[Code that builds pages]
+--

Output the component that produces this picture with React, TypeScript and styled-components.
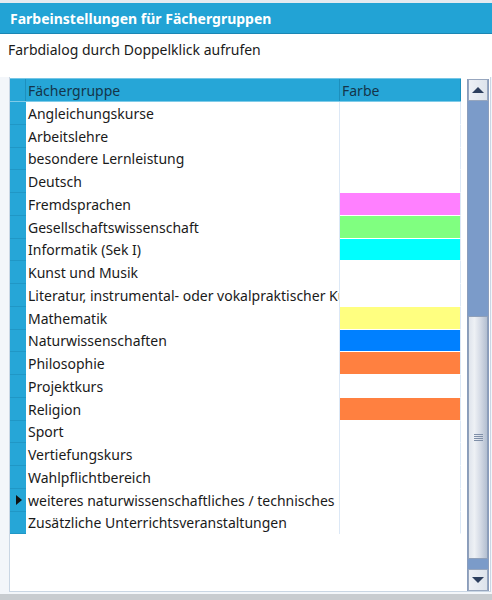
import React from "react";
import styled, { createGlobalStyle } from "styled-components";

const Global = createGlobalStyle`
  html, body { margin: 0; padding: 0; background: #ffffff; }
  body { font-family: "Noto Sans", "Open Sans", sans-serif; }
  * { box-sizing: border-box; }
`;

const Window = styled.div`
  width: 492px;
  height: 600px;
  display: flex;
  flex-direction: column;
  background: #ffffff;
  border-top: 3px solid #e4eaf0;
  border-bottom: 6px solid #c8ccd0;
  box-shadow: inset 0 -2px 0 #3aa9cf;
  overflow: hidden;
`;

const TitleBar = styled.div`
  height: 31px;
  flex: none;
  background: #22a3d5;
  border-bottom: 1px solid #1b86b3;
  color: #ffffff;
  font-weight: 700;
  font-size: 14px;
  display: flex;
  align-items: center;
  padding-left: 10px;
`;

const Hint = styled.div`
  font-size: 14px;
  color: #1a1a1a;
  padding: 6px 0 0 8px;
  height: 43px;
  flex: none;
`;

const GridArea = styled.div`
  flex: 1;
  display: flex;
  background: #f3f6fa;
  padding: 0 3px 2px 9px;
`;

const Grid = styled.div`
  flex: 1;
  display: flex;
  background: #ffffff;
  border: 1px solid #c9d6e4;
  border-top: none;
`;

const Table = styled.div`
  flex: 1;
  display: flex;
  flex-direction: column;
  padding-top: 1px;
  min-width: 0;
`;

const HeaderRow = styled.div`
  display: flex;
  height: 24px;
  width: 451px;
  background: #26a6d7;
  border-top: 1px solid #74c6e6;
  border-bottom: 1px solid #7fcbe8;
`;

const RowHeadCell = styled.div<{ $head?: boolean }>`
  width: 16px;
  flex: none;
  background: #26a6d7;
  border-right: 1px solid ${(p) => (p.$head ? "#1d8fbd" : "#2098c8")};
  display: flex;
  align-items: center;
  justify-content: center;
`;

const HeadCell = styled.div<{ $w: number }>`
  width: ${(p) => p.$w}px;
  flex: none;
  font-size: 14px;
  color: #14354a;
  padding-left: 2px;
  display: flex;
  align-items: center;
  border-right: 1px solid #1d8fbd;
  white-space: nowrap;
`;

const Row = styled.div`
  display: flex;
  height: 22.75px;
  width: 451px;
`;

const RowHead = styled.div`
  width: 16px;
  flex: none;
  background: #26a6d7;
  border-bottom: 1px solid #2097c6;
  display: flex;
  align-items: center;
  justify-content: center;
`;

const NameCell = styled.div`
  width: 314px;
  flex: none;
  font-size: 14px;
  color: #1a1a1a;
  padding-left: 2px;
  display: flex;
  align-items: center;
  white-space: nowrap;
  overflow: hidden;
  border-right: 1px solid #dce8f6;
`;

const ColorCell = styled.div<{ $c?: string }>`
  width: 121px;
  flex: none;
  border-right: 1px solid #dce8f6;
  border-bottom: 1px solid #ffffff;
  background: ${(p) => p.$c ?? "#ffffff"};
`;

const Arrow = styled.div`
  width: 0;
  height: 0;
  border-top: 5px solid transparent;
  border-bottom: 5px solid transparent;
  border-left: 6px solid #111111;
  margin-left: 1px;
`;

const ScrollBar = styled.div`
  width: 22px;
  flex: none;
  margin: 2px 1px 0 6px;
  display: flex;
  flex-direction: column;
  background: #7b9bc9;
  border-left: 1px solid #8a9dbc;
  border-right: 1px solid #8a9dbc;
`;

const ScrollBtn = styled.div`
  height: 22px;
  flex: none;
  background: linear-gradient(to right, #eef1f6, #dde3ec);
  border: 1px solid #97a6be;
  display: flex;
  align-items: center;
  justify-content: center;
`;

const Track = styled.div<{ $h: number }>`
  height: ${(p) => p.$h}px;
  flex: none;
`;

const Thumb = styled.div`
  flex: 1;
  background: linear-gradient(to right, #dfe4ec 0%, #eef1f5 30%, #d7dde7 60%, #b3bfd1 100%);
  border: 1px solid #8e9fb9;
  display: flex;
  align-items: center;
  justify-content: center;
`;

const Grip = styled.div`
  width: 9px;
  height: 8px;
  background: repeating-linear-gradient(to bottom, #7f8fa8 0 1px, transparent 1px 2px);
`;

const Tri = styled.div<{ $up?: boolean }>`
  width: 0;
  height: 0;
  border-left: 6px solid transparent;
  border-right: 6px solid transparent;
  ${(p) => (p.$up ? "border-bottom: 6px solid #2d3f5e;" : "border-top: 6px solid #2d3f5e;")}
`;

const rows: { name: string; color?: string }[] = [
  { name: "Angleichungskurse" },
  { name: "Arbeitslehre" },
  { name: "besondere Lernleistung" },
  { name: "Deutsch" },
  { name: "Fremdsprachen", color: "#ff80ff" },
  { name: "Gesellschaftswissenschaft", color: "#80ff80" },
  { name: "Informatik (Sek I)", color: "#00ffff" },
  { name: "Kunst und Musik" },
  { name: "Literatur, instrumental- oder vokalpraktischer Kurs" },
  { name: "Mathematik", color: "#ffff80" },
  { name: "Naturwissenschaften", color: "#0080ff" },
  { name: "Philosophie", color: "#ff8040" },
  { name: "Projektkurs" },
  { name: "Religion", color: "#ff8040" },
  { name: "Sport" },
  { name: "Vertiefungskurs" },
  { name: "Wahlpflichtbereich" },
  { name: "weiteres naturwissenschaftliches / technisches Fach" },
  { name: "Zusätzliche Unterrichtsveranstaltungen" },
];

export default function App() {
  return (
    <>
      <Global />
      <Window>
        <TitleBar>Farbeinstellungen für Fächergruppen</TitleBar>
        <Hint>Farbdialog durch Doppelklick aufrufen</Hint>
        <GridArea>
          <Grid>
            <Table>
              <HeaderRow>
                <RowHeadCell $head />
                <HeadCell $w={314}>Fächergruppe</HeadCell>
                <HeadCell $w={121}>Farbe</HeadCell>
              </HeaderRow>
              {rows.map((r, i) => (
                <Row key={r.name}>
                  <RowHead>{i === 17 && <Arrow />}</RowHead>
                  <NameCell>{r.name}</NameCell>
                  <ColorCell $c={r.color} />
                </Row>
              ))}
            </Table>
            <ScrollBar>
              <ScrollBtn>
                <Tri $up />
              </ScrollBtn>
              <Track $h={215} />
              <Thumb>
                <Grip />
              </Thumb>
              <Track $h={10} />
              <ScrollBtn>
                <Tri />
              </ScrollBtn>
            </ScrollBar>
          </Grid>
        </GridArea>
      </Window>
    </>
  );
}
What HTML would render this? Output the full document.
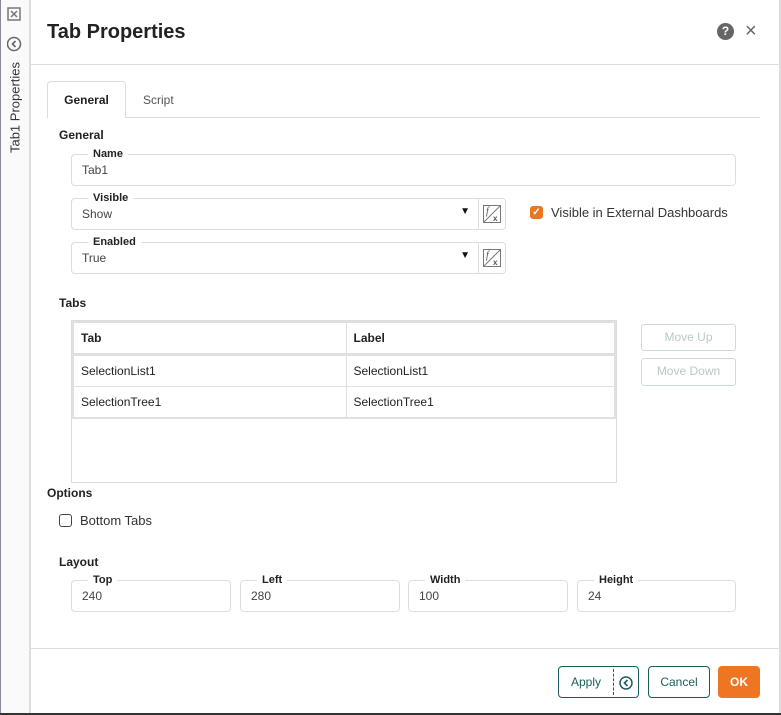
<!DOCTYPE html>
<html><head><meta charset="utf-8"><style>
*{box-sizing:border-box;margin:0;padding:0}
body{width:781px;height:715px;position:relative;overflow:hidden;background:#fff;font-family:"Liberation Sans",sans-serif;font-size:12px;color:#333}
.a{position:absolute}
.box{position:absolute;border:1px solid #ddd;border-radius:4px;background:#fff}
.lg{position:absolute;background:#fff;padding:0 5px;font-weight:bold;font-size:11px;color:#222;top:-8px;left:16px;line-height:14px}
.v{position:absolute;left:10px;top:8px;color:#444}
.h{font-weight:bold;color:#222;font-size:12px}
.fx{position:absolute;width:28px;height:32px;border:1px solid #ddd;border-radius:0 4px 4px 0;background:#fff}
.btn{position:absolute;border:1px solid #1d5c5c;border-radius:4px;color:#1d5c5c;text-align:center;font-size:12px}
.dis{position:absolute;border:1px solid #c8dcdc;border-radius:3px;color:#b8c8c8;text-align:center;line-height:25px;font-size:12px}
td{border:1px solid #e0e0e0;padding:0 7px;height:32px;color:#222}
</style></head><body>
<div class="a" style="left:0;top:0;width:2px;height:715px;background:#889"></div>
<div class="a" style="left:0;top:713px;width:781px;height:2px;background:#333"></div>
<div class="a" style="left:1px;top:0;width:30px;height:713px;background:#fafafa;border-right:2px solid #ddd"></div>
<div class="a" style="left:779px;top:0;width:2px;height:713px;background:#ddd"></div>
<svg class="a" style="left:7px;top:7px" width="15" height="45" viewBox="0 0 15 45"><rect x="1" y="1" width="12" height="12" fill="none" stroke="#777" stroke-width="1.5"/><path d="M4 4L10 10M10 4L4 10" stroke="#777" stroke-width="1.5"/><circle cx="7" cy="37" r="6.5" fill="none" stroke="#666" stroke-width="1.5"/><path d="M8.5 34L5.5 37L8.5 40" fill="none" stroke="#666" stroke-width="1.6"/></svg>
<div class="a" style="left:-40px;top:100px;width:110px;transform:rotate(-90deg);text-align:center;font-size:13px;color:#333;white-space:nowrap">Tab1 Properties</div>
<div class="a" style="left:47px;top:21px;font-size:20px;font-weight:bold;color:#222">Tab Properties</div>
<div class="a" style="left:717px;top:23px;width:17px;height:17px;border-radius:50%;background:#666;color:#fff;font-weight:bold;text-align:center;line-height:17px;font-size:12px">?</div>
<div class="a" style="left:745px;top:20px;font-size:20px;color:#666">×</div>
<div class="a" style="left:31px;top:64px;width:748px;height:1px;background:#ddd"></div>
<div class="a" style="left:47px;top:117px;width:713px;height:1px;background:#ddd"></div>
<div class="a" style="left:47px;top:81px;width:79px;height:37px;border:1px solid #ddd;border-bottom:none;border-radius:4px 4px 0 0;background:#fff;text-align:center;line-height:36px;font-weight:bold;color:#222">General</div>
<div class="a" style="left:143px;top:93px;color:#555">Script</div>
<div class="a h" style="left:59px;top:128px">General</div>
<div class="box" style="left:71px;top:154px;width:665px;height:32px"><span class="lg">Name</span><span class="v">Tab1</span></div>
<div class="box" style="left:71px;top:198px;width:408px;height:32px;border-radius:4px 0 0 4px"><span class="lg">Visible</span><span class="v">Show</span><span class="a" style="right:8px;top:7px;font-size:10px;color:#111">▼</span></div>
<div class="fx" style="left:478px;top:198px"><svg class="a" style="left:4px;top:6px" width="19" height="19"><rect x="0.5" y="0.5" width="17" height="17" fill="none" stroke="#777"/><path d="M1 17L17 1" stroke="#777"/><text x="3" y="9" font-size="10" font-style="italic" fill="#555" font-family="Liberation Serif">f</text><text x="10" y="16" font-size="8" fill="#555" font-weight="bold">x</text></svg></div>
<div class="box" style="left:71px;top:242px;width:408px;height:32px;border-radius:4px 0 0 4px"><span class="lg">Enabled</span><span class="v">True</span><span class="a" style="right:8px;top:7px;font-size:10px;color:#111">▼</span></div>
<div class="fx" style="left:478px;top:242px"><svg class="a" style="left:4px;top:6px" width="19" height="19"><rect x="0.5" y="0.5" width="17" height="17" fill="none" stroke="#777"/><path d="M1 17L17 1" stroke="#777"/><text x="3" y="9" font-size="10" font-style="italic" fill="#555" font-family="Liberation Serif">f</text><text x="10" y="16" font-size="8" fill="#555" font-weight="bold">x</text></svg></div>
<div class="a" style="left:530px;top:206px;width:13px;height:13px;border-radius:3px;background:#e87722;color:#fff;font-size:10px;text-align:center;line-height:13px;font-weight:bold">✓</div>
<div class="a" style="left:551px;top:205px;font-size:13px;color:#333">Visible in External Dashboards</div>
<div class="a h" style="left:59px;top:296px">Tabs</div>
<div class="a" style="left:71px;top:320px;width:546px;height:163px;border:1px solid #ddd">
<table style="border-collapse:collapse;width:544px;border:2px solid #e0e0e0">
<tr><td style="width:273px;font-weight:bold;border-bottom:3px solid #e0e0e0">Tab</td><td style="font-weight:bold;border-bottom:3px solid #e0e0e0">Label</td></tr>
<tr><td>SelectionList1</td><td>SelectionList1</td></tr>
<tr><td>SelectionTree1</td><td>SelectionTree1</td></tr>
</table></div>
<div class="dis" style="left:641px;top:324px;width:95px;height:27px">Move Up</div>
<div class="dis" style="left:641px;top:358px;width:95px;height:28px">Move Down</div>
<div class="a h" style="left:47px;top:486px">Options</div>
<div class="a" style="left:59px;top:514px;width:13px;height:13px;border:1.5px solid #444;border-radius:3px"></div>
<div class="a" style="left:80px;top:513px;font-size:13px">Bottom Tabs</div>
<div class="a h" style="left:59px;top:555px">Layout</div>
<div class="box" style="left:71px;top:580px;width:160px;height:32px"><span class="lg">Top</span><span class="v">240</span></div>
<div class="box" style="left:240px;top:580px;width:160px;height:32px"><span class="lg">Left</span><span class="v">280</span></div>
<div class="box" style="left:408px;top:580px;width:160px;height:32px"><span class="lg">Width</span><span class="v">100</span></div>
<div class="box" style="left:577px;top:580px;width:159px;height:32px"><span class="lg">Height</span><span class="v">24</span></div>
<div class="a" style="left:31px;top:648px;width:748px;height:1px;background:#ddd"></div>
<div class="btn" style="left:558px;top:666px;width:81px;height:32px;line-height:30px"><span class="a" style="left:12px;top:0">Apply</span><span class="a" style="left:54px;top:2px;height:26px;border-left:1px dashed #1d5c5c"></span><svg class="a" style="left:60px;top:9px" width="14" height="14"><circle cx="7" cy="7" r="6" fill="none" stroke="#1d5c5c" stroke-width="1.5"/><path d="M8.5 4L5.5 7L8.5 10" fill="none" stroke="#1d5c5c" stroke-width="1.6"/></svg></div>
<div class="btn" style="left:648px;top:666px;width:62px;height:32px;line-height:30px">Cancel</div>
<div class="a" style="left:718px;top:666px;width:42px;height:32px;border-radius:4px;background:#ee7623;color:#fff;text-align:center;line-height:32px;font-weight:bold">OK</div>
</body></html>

+--

• [Directions]:
Check every line of the listing for the string "this" and report how many lines have it, as a number alone.

• [Result of the task]:
2